**DO THIS**
Find every line with the word "React". Copy those lines.

**DATA LINES**
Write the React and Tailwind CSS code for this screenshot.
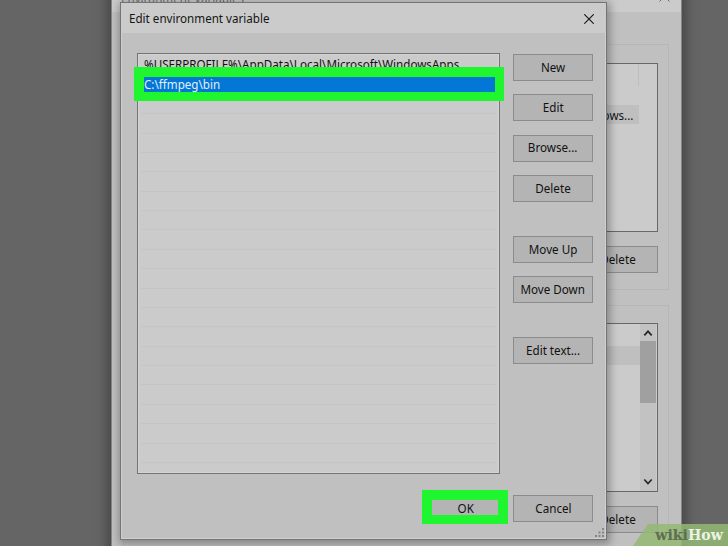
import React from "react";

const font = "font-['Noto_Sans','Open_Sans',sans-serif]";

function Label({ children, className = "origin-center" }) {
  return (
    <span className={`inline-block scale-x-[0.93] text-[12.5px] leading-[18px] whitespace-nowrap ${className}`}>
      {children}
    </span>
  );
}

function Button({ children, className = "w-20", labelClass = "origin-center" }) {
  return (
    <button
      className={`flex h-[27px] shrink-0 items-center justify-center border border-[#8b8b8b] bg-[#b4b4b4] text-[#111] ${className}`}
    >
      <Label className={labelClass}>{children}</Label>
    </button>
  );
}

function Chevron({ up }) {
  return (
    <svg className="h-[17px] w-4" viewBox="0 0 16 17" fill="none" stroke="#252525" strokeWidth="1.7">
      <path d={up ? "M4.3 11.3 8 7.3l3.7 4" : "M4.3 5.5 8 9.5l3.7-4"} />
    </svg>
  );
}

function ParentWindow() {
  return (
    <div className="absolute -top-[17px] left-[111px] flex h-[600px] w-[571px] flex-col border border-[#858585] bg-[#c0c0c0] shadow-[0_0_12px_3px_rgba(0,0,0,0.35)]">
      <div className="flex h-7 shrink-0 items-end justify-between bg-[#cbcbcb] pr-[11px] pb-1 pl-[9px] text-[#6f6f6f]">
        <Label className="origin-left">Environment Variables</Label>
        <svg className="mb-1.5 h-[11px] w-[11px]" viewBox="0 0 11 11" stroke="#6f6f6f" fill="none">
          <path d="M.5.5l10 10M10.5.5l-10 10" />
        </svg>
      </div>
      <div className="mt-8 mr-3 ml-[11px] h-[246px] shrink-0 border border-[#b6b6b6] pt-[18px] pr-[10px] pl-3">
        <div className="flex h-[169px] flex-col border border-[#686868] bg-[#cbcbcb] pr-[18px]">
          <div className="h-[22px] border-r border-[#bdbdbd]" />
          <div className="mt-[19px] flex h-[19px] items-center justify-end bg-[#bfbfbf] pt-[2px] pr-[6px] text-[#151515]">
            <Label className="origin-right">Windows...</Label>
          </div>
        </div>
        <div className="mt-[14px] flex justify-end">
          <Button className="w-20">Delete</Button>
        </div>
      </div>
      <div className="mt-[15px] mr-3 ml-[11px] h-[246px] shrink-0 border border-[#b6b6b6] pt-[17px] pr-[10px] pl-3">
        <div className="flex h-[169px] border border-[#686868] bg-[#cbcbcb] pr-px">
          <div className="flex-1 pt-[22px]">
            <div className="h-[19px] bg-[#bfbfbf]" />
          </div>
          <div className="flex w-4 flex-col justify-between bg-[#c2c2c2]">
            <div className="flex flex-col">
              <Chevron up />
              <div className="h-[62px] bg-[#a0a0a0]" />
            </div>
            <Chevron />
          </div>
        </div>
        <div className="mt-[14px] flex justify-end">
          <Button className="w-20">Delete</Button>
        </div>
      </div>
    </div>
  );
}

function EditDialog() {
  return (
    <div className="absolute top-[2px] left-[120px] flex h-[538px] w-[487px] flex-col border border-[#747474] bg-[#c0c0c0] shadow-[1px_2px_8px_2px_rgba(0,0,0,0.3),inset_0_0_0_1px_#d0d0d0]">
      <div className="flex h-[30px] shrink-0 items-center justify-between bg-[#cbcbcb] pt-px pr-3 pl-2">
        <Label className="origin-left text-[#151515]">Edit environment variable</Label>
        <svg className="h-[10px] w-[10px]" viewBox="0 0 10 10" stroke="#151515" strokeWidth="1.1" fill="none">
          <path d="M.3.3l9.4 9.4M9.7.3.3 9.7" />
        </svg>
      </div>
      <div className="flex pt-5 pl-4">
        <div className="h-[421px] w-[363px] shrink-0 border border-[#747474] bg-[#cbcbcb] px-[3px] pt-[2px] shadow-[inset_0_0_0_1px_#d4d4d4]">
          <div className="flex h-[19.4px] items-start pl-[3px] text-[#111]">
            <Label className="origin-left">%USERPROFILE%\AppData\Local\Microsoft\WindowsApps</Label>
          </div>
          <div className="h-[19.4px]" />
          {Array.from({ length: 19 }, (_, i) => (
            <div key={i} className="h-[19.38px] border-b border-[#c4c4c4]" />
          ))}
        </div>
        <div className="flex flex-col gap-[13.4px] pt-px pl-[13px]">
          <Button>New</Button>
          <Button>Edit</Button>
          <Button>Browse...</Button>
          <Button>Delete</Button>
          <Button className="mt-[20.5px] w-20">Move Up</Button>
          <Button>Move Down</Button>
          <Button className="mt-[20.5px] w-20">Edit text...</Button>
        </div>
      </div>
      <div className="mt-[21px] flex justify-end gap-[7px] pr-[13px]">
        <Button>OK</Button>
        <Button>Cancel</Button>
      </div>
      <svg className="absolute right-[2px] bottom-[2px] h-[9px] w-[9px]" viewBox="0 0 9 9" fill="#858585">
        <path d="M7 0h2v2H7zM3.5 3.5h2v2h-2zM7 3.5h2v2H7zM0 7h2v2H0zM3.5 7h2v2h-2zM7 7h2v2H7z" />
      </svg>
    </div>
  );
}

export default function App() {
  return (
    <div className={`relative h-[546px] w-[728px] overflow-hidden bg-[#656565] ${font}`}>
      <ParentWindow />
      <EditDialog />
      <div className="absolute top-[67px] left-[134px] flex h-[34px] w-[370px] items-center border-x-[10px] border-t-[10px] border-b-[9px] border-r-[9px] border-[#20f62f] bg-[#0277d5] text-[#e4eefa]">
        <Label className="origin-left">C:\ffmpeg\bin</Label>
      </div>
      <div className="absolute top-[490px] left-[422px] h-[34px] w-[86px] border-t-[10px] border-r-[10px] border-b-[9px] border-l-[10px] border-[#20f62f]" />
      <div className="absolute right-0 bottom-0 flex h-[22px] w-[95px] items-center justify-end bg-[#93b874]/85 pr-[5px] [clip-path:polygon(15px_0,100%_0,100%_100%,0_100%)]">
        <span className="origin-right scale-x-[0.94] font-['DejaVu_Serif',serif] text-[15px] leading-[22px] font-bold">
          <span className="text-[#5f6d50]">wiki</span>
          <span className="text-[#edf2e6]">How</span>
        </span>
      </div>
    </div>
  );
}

**EXPECTED ANSWER**
Write the React and Tailwind CSS code for this screenshot.
import React from "react";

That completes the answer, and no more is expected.